Lala Belu
Hailu Mergia
Quand on pense à Awesome Tapes From Africa, on pense à l’incroyable travail de digging du label qui, depuis sa création en 2006, nous abreuve en références aussi obscures qu’improbables, et lance (ou relance) des carrières - demandez à Ata Kak ce qu’il en pense. Puis l’année dernière, Brian Shimkovitz a eu des envies d’autre chose - ou plutôt de réelle nouveauté. C’est dans ce contexte qu’est sorti la première référence ‘originale’ d’ATFA, l’album de la chanteuse peule Awa Poulo. Un beau disque, pas forcément mémorable, mais qui a au moins eu le mérite de conforter l’Américain dans sa volonté de faire du neuf, quitte à le faire avec du vieux comme dans le cas qui nous occupe. Mais pas n’importe quel vieux, puisqu’il nous sort de son chapeau Hailu Mergia, génial claviériste et accordéoniste qui a fusionné funk, jazz et musique traditionnelle dans l’Ethiopie des 70’s avant de fuir la répression du régime du Derg pour s’installer aux Etats-Unis. Sa carrière outre-Atlantique ne se décidant pas à décoller, le bonhomme dut se résoudre à devenir chauffeur de taxi à Washington. Plutôt mal payé à l’époque, Haili Mergia savoure aujourd’hui sa revanche: après avoir vu Awesome Tapes From Africa rééditer ses meilleurs albums, le musicien d’Addis Abeba sort son premier album en 20 ans.
Plutôt surpris par ce coup de pouce inattendu du destin et bien aidé par le regain d’intérêt pour la scène ethio-jazz ces dernières années, Haili Mergia prend le risque de se confronter à la critique en publiant un nouvel album, alors qu’il aurait été tellement plus simple de continuer à piocher dans son back catalogue et d’entretenir son propre mythe en tournant avec des gens comme Beirut, comme ce fut le cas en 2015. Mais c’est précisément grâce à cette totale humilité qui habite la démarche que Lala Belu se paie le luxe d’être une franche réussite. Alternant entre compostions originales et ré-interprétations de thèmes traditionnels de la musique éthiopienne, le disque mélange tradition et modernité, mais laisse surtout parler le talent d’un Hailu Mergia qui peut compter sur une section rythmique intraitable pour briller d’un bout à l’autre du disque. Ainsi, si la peur de se retrouver avec un disque sentant un peu trop l’hospice était réelle, Hailu Mergia démontre que ces 30 dernières années, il a autant pioché dans le tradition éthiopienne que dans le jazz et le funk américain pour façonner l’artiste décomplexé qui impose sa patte sur Lala Belu et fait montre d’une dextérité que l’on n’attendrait pas spécialement venant d’un artiste qui vient quand même de fêter ses 71 ans.

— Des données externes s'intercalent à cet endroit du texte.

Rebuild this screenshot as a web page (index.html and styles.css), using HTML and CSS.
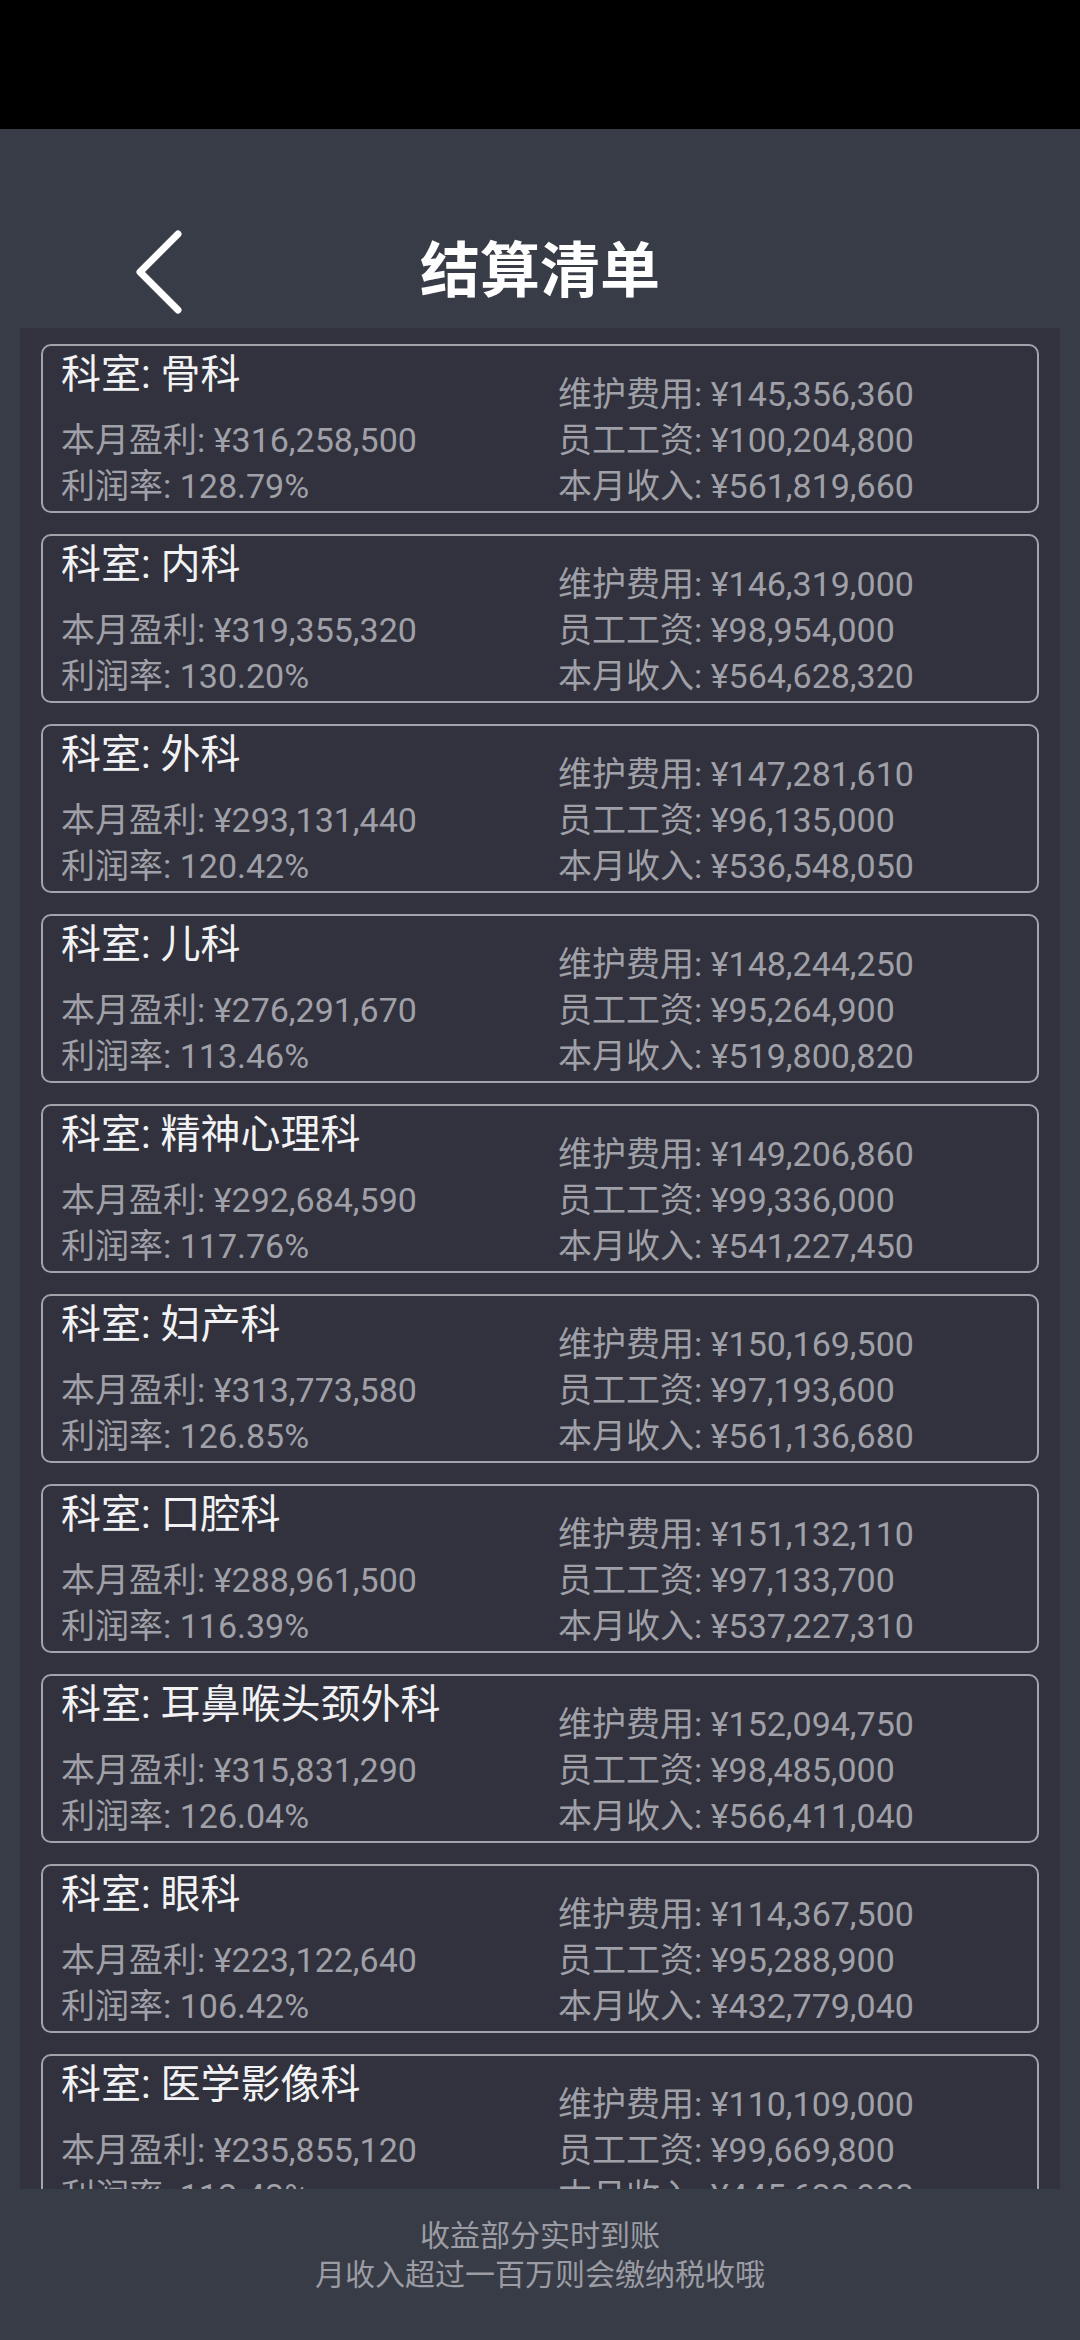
FILE: index.html
```html
<!DOCTYPE html>
<html lang="zh-CN">
<head>
    <meta charset="UTF-8">
    <meta name="viewport" content="width=device-width, initial-scale=1.0">
    <title>结算清单</title>
    <link rel="stylesheet" href="styles.css">
</head>
<body>
<div class="statusbar"></div>

<div class="header">
    <div class="header-row">
        <button class="back" aria-label="返回">
            <svg width="52" height="90" viewBox="0 0 52 90">
                <polyline points="44,9 6,47 44,85" fill="none" stroke="#fff" stroke-width="7" stroke-linecap="round" stroke-linejoin="round"/>
            </svg>
        </button>
        <h1 class="title">结算清单</h1>
        <div></div>
    </div>
</div>

<div class="list">

    <!-- 科室结算 -->
    <div class="card">
        <div class="col left">
            <p class="name">科室: 骨科</p>
            <p class="row">本月盈利: ¥316,258,500</p>
            <p class="row">利润率: 128.79%</p>
        </div>
        <div class="col right">
            <p class="row">维护费用: ¥145,356,360</p>
            <p class="row">员工工资: ¥100,204,800</p>
            <p class="row">本月收入: ¥561,819,660</p>
        </div>
    </div>

    <div class="card">
        <div class="col left">
            <p class="name">科室: 内科</p>
            <p class="row">本月盈利: ¥319,355,320</p>
            <p class="row">利润率: 130.20%</p>
        </div>
        <div class="col right">
            <p class="row">维护费用: ¥146,319,000</p>
            <p class="row">员工工资: ¥98,954,000</p>
            <p class="row">本月收入: ¥564,628,320</p>
        </div>
    </div>

    <div class="card">
        <div class="col left">
            <p class="name">科室: 外科</p>
            <p class="row">本月盈利: ¥293,131,440</p>
            <p class="row">利润率: 120.42%</p>
        </div>
        <div class="col right">
            <p class="row">维护费用: ¥147,281,610</p>
            <p class="row">员工工资: ¥96,135,000</p>
            <p class="row">本月收入: ¥536,548,050</p>
        </div>
    </div>

    <div class="card">
        <div class="col left">
            <p class="name">科室: 儿科</p>
            <p class="row">本月盈利: ¥276,291,670</p>
            <p class="row">利润率: 113.46%</p>
        </div>
        <div class="col right">
            <p class="row">维护费用: ¥148,244,250</p>
            <p class="row">员工工资: ¥95,264,900</p>
            <p class="row">本月收入: ¥519,800,820</p>
        </div>
    </div>

    <div class="card">
        <div class="col left">
            <p class="name">科室: 精神心理科</p>
            <p class="row">本月盈利: ¥292,684,590</p>
            <p class="row">利润率: 117.76%</p>
        </div>
        <div class="col right">
            <p class="row">维护费用: ¥149,206,860</p>
            <p class="row">员工工资: ¥99,336,000</p>
            <p class="row">本月收入: ¥541,227,450</p>
        </div>
    </div>

    <div class="card">
        <div class="col left">
            <p class="name">科室: 妇产科</p>
            <p class="row">本月盈利: ¥313,773,580</p>
            <p class="row">利润率: 126.85%</p>
        </div>
        <div class="col right">
            <p class="row">维护费用: ¥150,169,500</p>
            <p class="row">员工工资: ¥97,193,600</p>
            <p class="row">本月收入: ¥561,136,680</p>
        </div>
    </div>

    <div class="card">
        <div class="col left">
            <p class="name">科室: 口腔科</p>
            <p class="row">本月盈利: ¥288,961,500</p>
            <p class="row">利润率: 116.39%</p>
        </div>
        <div class="col right">
            <p class="row">维护费用: ¥151,132,110</p>
            <p class="row">员工工资: ¥97,133,700</p>
            <p class="row">本月收入: ¥537,227,310</p>
        </div>
    </div>

    <div class="card">
        <div class="col left">
            <p class="name">科室: 耳鼻喉头颈外科</p>
            <p class="row">本月盈利: ¥315,831,290</p>
            <p class="row">利润率: 126.04%</p>
        </div>
        <div class="col right">
            <p class="row">维护费用: ¥152,094,750</p>
            <p class="row">员工工资: ¥98,485,000</p>
            <p class="row">本月收入: ¥566,411,040</p>
        </div>
    </div>

    <div class="card">
        <div class="col left">
            <p class="name">科室: 眼科</p>
            <p class="row">本月盈利: ¥223,122,640</p>
            <p class="row">利润率: 106.42%</p>
        </div>
        <div class="col right">
            <p class="row">维护费用: ¥114,367,500</p>
            <p class="row">员工工资: ¥95,288,900</p>
            <p class="row">本月收入: ¥432,779,040</p>
        </div>
    </div>

    <div class="card">
        <div class="col left">
            <p class="name">科室: 医学影像科</p>
            <p class="row">本月盈利: ¥235,855,120</p>
            <p class="row">利润率: 112.43%</p>
        </div>
        <div class="col right">
            <p class="row">维护费用: ¥110,109,000</p>
            <p class="row">员工工资: ¥99,669,800</p>
            <p class="row">本月收入: ¥445,633,920</p>
        </div>
    </div>

</div>

<!-- 提示 -->
<div class="footer">
    <p>收益部分实时到账</p>
    <p>月收入超过一百万则会缴纳税收哦</p>
</div>

</body>
</html>
```

FILE: styles.css
```css
body {
    margin: 0;
    padding: 0;
    width: 1080px;
    height: 2340px;
    overflow: hidden;
    background-color: #383c47;
    font-family: Roboto, "Noto Sans CJK SC", sans-serif;
    display: flex;
    flex-direction: column;
}

p {
    margin: 0;
}

.statusbar {
    height: 129px;
    background-color: #000;
    flex: none;
}

.header {
    height: 199px;
    flex: none;
    padding-top: 91px;
    box-sizing: border-box;
}

.header-row {
    height: 100px;
    display: grid;
    grid-template-columns: 1fr auto 1fr;
    align-items: center;
}

.back {
    justify-self: start;
    margin-left: 134px;
    padding: 0;
    border: none;
    background: none;
    cursor: pointer;
    display: flex;
}

.title {
    margin: 0 0 8px;
    color: #fff;
    font-size: 60px;
    font-weight: bold;
    line-height: 92px;
    font-family: "Noto Sans CJK SC", sans-serif;
}

/* 滚动列表 */
.list {
    flex: none;
    height: 1861px;
    margin: 0 20px;
    padding: 16px 21px 0;
    box-sizing: border-box;
    background-color: #31323d;
    overflow: hidden;
    display: flex;
    flex-direction: column;
    gap: 21px;
}

.card {
    flex: none;
    height: 169px;
    box-sizing: border-box;
    border: 2px solid #a3a3ab;
    border-radius: 10px;
    padding: 3px 0 2px 18px;
    display: grid;
    grid-template-columns: 497px 1fr;
}

.col {
    display: flex;
    flex-direction: column;
    justify-content: flex-end;
}

.name {
    color: #f2f2f4;
    font-size: 40px;
    line-height: 52px;
    margin-bottom: auto;
}

.row {
    color: #a0a0a8;
    font-size: 34px;
    line-height: 46px;
    white-space: nowrap;
}

.footer {
    flex: 1;
    padding-top: 27px;
    text-align: center;
    color: #9c9ca4;
    font-size: 30px;
    line-height: 39px;
}
```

Disque sincère et bourré d’espoir, véritable ode à la vie et au groove heureux, Lala Belu réussit le petit exploit de tenir la dragée haute aux meilleures réalisations de son géniteur - et ceux qui ont déjà écouté un disque aussi impeccable que Tch Belew savent que ce n’était pas gagné d’avance. Et puis quand on sait que ce disque a été écrit et composé entre ses courses avec un pauvre Synthé Yamaha à piles soigneusement conservé dans le coffre de son véhicule, c’est le genre de petit exploit qui nous donnerait presque envie d’aimer d’amour les chauffeurs de taxi.